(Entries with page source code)
start
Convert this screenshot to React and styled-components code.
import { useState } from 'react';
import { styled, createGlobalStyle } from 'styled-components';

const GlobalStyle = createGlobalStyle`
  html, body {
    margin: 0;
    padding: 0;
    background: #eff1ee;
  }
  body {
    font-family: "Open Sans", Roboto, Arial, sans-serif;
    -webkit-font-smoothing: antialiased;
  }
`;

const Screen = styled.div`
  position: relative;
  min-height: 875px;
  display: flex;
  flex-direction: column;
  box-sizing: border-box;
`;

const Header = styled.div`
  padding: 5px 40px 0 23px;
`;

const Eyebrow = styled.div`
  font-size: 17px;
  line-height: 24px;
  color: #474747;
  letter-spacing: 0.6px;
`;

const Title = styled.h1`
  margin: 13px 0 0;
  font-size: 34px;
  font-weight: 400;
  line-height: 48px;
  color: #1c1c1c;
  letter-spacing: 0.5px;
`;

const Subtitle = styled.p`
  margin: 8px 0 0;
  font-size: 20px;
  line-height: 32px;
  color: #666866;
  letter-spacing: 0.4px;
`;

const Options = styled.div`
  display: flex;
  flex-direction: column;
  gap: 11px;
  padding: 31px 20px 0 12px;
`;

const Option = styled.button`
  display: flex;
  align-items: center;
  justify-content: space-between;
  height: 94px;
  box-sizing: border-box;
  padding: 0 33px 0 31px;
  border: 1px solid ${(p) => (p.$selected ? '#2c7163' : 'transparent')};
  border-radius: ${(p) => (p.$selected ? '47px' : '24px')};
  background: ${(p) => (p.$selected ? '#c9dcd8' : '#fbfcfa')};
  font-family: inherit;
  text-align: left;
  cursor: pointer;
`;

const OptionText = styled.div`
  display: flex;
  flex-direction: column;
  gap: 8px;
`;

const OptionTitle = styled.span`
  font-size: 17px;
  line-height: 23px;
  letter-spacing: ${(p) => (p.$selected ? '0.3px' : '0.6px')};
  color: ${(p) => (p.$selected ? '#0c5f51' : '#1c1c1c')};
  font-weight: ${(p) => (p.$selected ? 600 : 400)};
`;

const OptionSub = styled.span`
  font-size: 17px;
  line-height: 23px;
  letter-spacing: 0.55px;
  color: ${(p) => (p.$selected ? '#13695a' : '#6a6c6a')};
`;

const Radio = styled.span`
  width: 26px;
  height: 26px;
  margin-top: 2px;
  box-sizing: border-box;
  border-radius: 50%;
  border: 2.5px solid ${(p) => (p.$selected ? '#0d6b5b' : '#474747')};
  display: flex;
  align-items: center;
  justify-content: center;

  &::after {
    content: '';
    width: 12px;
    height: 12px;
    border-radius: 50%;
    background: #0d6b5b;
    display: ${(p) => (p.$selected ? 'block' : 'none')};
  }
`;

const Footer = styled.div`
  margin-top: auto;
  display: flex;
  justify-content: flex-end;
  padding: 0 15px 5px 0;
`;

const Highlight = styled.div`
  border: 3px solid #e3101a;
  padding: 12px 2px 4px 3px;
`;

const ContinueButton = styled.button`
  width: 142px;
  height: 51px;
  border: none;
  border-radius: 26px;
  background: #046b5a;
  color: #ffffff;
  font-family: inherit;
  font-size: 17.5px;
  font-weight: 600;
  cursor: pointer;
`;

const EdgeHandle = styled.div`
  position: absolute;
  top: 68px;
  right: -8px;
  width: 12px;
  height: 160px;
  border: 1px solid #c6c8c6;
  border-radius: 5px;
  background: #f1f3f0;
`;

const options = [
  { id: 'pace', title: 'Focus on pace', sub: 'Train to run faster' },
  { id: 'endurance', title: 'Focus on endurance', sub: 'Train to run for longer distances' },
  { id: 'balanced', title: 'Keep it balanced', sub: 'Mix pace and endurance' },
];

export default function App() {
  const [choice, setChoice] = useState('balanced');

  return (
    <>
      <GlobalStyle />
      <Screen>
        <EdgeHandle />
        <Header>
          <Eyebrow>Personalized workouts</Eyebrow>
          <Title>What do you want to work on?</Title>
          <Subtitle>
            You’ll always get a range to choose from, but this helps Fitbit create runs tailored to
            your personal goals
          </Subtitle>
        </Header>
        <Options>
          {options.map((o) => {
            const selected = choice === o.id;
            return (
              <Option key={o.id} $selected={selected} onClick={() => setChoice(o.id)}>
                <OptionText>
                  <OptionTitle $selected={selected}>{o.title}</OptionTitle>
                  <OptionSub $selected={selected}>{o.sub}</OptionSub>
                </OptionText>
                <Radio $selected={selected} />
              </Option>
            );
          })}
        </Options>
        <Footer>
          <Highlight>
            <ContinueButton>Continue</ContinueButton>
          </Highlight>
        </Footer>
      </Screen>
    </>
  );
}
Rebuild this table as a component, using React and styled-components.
end
### Task description
Filter the records for lines holding the string "components". Copy each one.

### The output
Convert this screenshot to React and styled-components code.
import { styled, createGlobalStyle } from 'styled-components';
Rebuild this table as a component, using React and styled-components.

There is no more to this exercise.